→ **Entries from a dataset**
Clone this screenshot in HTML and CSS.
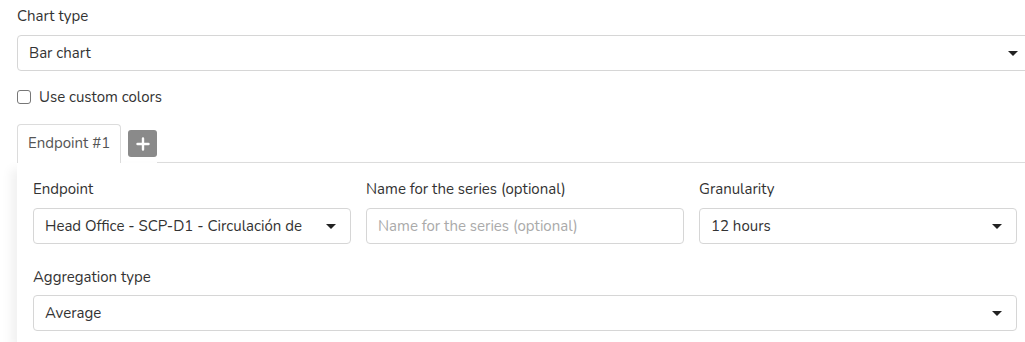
FILE: index.html
```html
<!DOCTYPE html>
<html>
<head>
<meta charset="utf-8">
<link rel="stylesheet" href="styles.css">
</head>
<body>
<div class="page">
  <div class="field">
    <div class="label">Chart type</div>
    <div class="select wide"><span>Bar chart</span><span class="caret"></span></div>
  </div>
  <label class="check"><span class="box"></span><span>Use custom colors</span></label>
  <div class="tabs">
    <div class="tab">Endpoint #1</div>
    <div class="add"><svg width="14" height="14" viewBox="0 0 14 14"><path d="M7 1.5v11M1.5 7h11" stroke="#fff" stroke-width="2.4" stroke-linecap="round"/></svg></div>
    <div class="tabline"></div>
  </div>
  <div class="panel">
    <div class="row">
      <div class="col">
        <div class="label">Endpoint</div>
        <div class="select"><span>Head Office - SCP-D1 - Circulación de</span><span class="caret"></span></div>
      </div>
      <div class="col">
        <div class="label">Name for the series (optional)</div>
        <div class="input">Name for the series (optional)</div>
      </div>
      <div class="col">
        <div class="label">Granularity</div>
        <div class="select"><span>12 hours</span><span class="caret"></span></div>
      </div>
    </div>
    <div class="field2">
      <div class="label">Aggregation type</div>
      <div class="select"><span>Average</span><span class="caret"></span></div>
    </div>
  </div>
</div>
</body>
</html>
```
FILE: styles.css
```css
html, body { margin: 0; padding: 0; background: #fff; overflow: hidden; }
body { font-family: "Nunito", "Lato", "Noto Sans", sans-serif; font-size: 15px; color: #333; }
.page { width: 1016px; padding: 6px 0 0 17px; }
.label { height: 20px; line-height: 20px; margin-bottom: 9px; color: #333; }
.select, .input {
  box-sizing: border-box; height: 36px; border: 1px solid #d6d6d6; border-radius: 4px;
  display: flex; align-items: center; justify-content: space-between; padding: 0 14px 0 11px;
  background: #fff; white-space: nowrap; overflow: hidden;
}
.input { color: #aaa; }
.caret { width: 0; height: 0; border-left: 5px solid transparent; border-right: 5px solid transparent; border-top: 5px solid #222; flex: none; margin-left: 8px; }
.check { display: flex; align-items: center; gap: 8px; margin-top: 16px; height: 20px; }
.box { width: 12px; height: 12px; border: 1px solid #777; border-radius: 3px; }
.tabs { display: flex; align-items: flex-end; margin-top: 17px; height: 39px; }
.tab {
  box-sizing: border-box; height: 39px; padding: 0 10px; line-height: 36px; border: 1px solid #dcdcdc;
  border-bottom: none; border-radius: 4px 4px 0 0; color: #555; background: #fff; white-space: nowrap; flex: none;
}
.add {
  width: 29px; height: 27px; background: #8a8a8a; border-radius: 3px; margin: 0 0 6px 7px;
  display: flex; align-items: center; justify-content: center; flex: none;
}
.tabline { flex: 1; border-bottom: 1px solid #dcdcdc; height: 0; }
.panel { padding: 16px 16px 12px; background: #fff; box-shadow: -6px 6px 10px rgba(0,0,0,0.06); }
.row { display: grid; grid-template-columns: repeat(3, 1fr); gap: 15px; }
.field2 { margin-top: 23px; }
.col .label { margin-bottom: 9px; }
.field2 .label { margin-bottom: 8px; }
```
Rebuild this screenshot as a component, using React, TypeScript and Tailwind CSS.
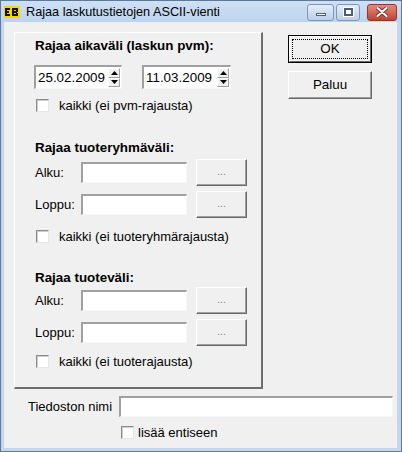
import React from "react";

const sunken =
  "bg-white border-t-2 border-l-2 border-b border-r border-t-[#a0a0a0] border-l-[#a0a0a0] border-b-[#f7f7f7] border-r-[#f7f7f7]";
const raised =
  "bg-[#f0f0f0] border border-t-white border-l-white border-r-[#696969] border-b-[#696969] shadow-[inset_-1px_-1px_0_#a0a0a0]";

function CheckBox({ label, gap = "ml-[10px]" }: { label: string; gap?: string }) {
  return (
    <div className="flex items-center h-[13px]">
      <div className="w-[13px] h-[13px] bg-white border border-t-[#8a8a8a] border-l-[#8a8a8a] border-b-[#e6e6e6] border-r-[#e6e6e6] shadow-[inset_1px_1px_0_#cfcfcf]" />
      <span className={`${gap} leading-[15px] whitespace-nowrap`}>{label}</span>
    </div>
  );
}

function Spinner() {
  return (
    <div className="flex flex-col w-[12px] h-full">
      {["up", "down"].map((d) => (
        <div key={d} className="flex-1 flex items-center justify-center bg-[#f0f0f0] border border-t-white border-l-white border-r-[#a0a0a0] border-b-[#a0a0a0]">
          <svg width="7" height="4" viewBox="0 0 7 4">
            {d === "up" ? <polygon points="3.5,0 7,4 0,4" fill="#000" /> : <polygon points="0,0 7,0 3.5,4" fill="#000" />}
          </svg>
        </div>
      ))}
    </div>
  );
}

function DateField({ value, width }: { value: string; width: string }) {
  return (
    <div className={`${sunken} ${width} h-[24px] flex items-center pl-[2px] pr-[1px] py-[1px]`}>
      <span className="flex-1 leading-[16px] text-[13.4px]">{value}</span>
      <Spinner />
    </div>
  );
}

function PickRow({ label, className }: { label: string; className: string }) {
  return (
    <div className={`flex items-center h-[27px] ${className}`}>
      <span className="w-[47px] pl-[1px]">{label}</span>
      <div className={`${sunken} w-[106px] h-[21px]`} />
      <button type="button" className={`${raised} ml-[9px] w-[51px] h-[27px] flex items-center justify-center text-[10px] text-[#808080] leading-none pb-[2px]`}>
        ...
      </button>
    </div>
  );
}

function TitleBar() {
  return (
    <div className="h-[21px] flex items-center bg-gradient-to-b from-[#cfe0f4] to-[#bdd3ee] pl-[3px] pr-[4px]">
      <svg width="16" height="12" viewBox="0 0 16 12" className="mt-[1px]">
        <rect x="0" y="0" width="16" height="12" fill="#f4d600" />
        <rect x="1" y="2" width="2" height="8" fill="#111" />
        <rect x="3" y="2" width="3" height="2" fill="#111" />
        <rect x="3" y="5" width="2" height="2" fill="#111" />
        <rect x="3" y="8" width="3" height="2" fill="#111" />
        <rect x="8" y="2" width="2" height="8" fill="#111" />
        <rect x="10" y="2" width="4" height="2" fill="#111" />
        <rect x="12" y="4" width="2" height="2" fill="#111" />
        <rect x="10" y="5" width="3" height="2" fill="#111" />
        <rect x="12" y="7" width="2" height="1" fill="#111" />
        <rect x="10" y="8" width="4" height="2" fill="#111" />
      </svg>
      <span className="ml-[6px] text-[12.7px] leading-[14px] text-black">Rajaa laskutustietojen ASCII-vienti</span>
      <div className="ml-auto flex items-center gap-[2px] mt-[1px]">
        <div className="w-[27px] h-[17px] rounded-[3px] border border-[#7f97b5] bg-gradient-to-b from-[#e4eefa] to-[#bccfe8] flex items-end justify-center pb-[4px]">
          <div className="w-[10px] h-[3px] bg-white border border-[#4a5f7c]" />
        </div>
        <div className="w-[24px] h-[17px] rounded-[3px] border border-[#7f97b5] bg-gradient-to-b from-[#e4eefa] to-[#bccfe8] flex items-center justify-center">
          <div className="w-[9px] h-[8px] border-2 border-[#4a5f7c] bg-white shadow-[0_0_0_1px_#fff]" />
        </div>
        <div className="ml-[5px] w-[30px] h-[17px] rounded-[3px] border border-[#8a3a30] bg-gradient-to-b from-[#e58a7c] to-[#c2402f] flex items-center justify-center">
          <svg width="12" height="10" viewBox="0 0 12 10">
            <path d="M1.5 1 L10.5 9 M10.5 1 L1.5 9" stroke="#7a2a22" strokeWidth="4" strokeLinecap="round" />
            <path d="M1.5 1 L10.5 9 M10.5 1 L1.5 9" stroke="#fff" strokeWidth="2.2" strokeLinecap="round" />
          </svg>
        </div>
      </div>
    </div>
  );
}

export default function App() {
  return (
    <div className="w-[402px] h-[452px] flex flex-col bg-[#c2d6ee] border border-[#5f7a99] overflow-hidden font-['Liberation_Sans',Arial,sans-serif] text-[13px] text-black">
      <TitleBar />
      <div className="flex-1 ml-[3px] mr-[4px] mb-[3px] bg-[#f0f0f0] pl-[10px] pt-[10px] flex flex-col">
        <div className="flex">
          <div className="w-[249px] h-[357px] border-t border-l border-r-2 border-b-2 border-t-white border-l-white border-r-[#6e6e6e] border-b-[#6e6e6e] pl-[19px] flex flex-col">
            <div className="mt-[5px] h-[16px] leading-[16px] font-bold text-[13.4px] pl-[1px]">Rajaa aikaväli (laskun pvm):</div>
            <div className="mt-[11px] flex gap-[20px]">
              <DateField value="25.02.2009" width="w-[88px]" />
              <DateField value="11.03.2009" width="w-[89px]" />
            </div>
            <div className="mt-[10px] ml-[2px]">
              <CheckBox label="kaikki (ei pvm-rajausta)" />
            </div>
            <div className="mt-[28px] h-[16px] leading-[16px] font-bold text-[13.4px] pl-[1px]">Rajaa tuoteryhmäväli:</div>
            <PickRow label="Alku:" className="mt-[3px]" />
            <PickRow label="Loppu:" className="mt-[5px]" />
            <div className="mt-[12px] ml-[2px]">
              <CheckBox label="kaikki (ei tuoteryhmärajausta)" />
            </div>
            <div className="mt-[27px] h-[16px] leading-[16px] font-bold text-[13.4px] pl-[1px]">Rajaa tuoteväli:</div>
            <PickRow label="Alku:" className="mt-[1px]" />
            <PickRow label="Loppu:" className="mt-[5px]" />
            <div className="mt-[9px] ml-[2px]">
              <CheckBox label="kaikki (ei tuoterajausta)" />
            </div>
          </div>
          <div className="ml-[25px] pt-[3px] flex flex-col gap-[8px]">
            <button type="button" className="w-[84px] h-[28px] border border-black p-0 bg-[#f0f0f0]">
              <div className="w-full h-full border border-t-white border-l-white border-r-[#696969] border-b-[#696969] p-[2px]">
                <div className="w-full h-full border border-dotted border-black flex items-center justify-center text-[13.4px] leading-none">OK</div>
              </div>
            </button>
            <button type="button" className={`${raised} w-[84px] h-[28px] flex items-center justify-center text-[13.4px] leading-none`}>
              Paluu
            </button>
          </div>
        </div>
        <div className="mt-[7px] ml-[14px] flex items-center h-[21px]">
          <span className="w-[91px] whitespace-nowrap">Tiedoston nimi</span>
          <div className={`${sunken} w-[274px] h-[21px]`} />
        </div>
        <div className="mt-[9px] ml-[107px]">
          <CheckBox label="lisää entiseen" gap="ml-[4px]" />
        </div>
      </div>
    </div>
  );
}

→ **Goal**
Copy only what runs above from the line containing "Rebuild this screenshot" through the line containing "import React from", exactly. Leave out the pictures.

→ **Result of the exercise**
Rebuild this screenshot as a component, using React, TypeScript and Tailwind CSS.
import React from "react";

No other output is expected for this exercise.